Full MLOps Workflow

Advanced data integration and predictive modeling for precision irrigation using physical and machine learning approaches.

Efficient water management in agriculture requires more than just raw data; it demands the integration of diverse information sources into actionable predictive models. SoilCast is a comprehensive framework for the European AI Factory project that synchronizes field sensors, weather forecasts, and crop physiology to optimize irrigation scheduling.

Objectives

  1. Integrate heterogeneous data sources, including IoT sensors, weather stations, remote sensing, and soil properties.
  2. Deploy and benchmark predictive models for soil moisture and water requirements.
  3. Provide a modular, automated pipeline for data preprocessing and model execution.

My Role

  • Collaborated closely with colleagues to design the overall framework architecture.
  • Implemented automated cleaning, resampling, and transformation logic.
  • Integrated the AquaCrop-OSPy physical model into the workflow.
  • Orchestrated the entire pipeline using Prefect for robust, automated execution.


Tech Stack
Language Python 3.11+
Orchestration MLflow, Prefect
Models AquaCrop-OSPy, XGBoost
Analysis NumPy, Pandas, Scikit-learn
DevOps uv, YAML files
Repository Structure

The project follows a modular pipeline design:

  • config YAML parameters for models and APIs
  • pipelines Modular pipelines for all the stages of the workflow, from data preprocessing to model execution
  • data Multi-stage storage (Input/Output) for the workflow
  • tools Utility scripts for data handling

The Challenge: Heterogeneous Data Integration

Precision irrigation often fails because agricultural data is fragmented across different formats and temporal resolutions. Weather forecasts, local sensor measurements, and satellite imagery are often siloed, making predictive modeling difficult.

SoilCast addresses this challenge by building a unified Model Input layer. The pipeline ingests:

  1. Field Sensors: Real-time soil moisture and tension data.
  2. Weather Data: Historical records and multi-day forecasts.
  3. Crop & Soil Info: Static parameters defining plant physiology and soil hydraulic properties.
  4. Remote Sensing: Vegetation indices to calibrate crop growth.
Overview of the data integration process, merging heterogeneous sources into a synchronized time-series for modeling.

Methodology & Modeling

SoilCast implements a dual approach for irrigation prediction:

  1. Physical Modeling (AquaCrop): Using the FAO AquaCrop-OSPy engine to simulate the soil-water-plant-atmosphere balance, providing a mechanistic understanding of water stress and crop yield impact.
  2. Machine Learning (XGCast): A gradient-boosted model (XGBoost) trained on historical sensor and weather data to forecast short-term soil moisture trends.
AquaCrop soil water depletion simulation.

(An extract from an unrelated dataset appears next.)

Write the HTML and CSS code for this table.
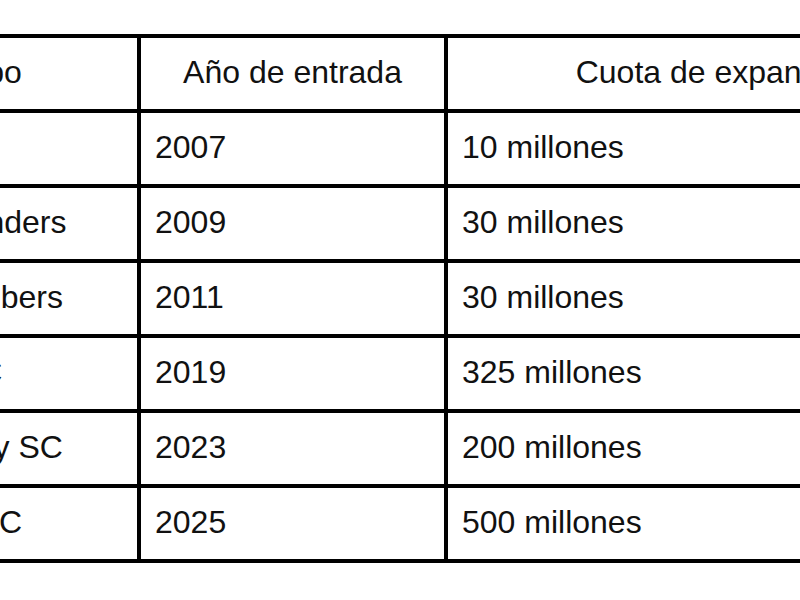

Results: Predictive Insights

By combining physical constraints with machine learning flexibility, SoilCast provides a robust decision-support system.

Key outcomes:

  • Early Warning: Predict potential water stress events up to 7 days in advance.
  • Scenario Analysis: Compare different irrigation strategies (e.g., deficit irrigation vs. full requirements).
  • Scalability: Prefect-based architecture enables scaling across multiple consortia and hundreds of fields.
Example of a final dashboard showing integrated forecasts and recommended irrigation windows.
Note: This dashboard is a mockup and does not display real data.

Note: To maintain confidentiality, all company names, locations, dates, and specific proprietary values have been anonymized or modified. The analysis focuses on the technical methodology and challenges encountered during the project.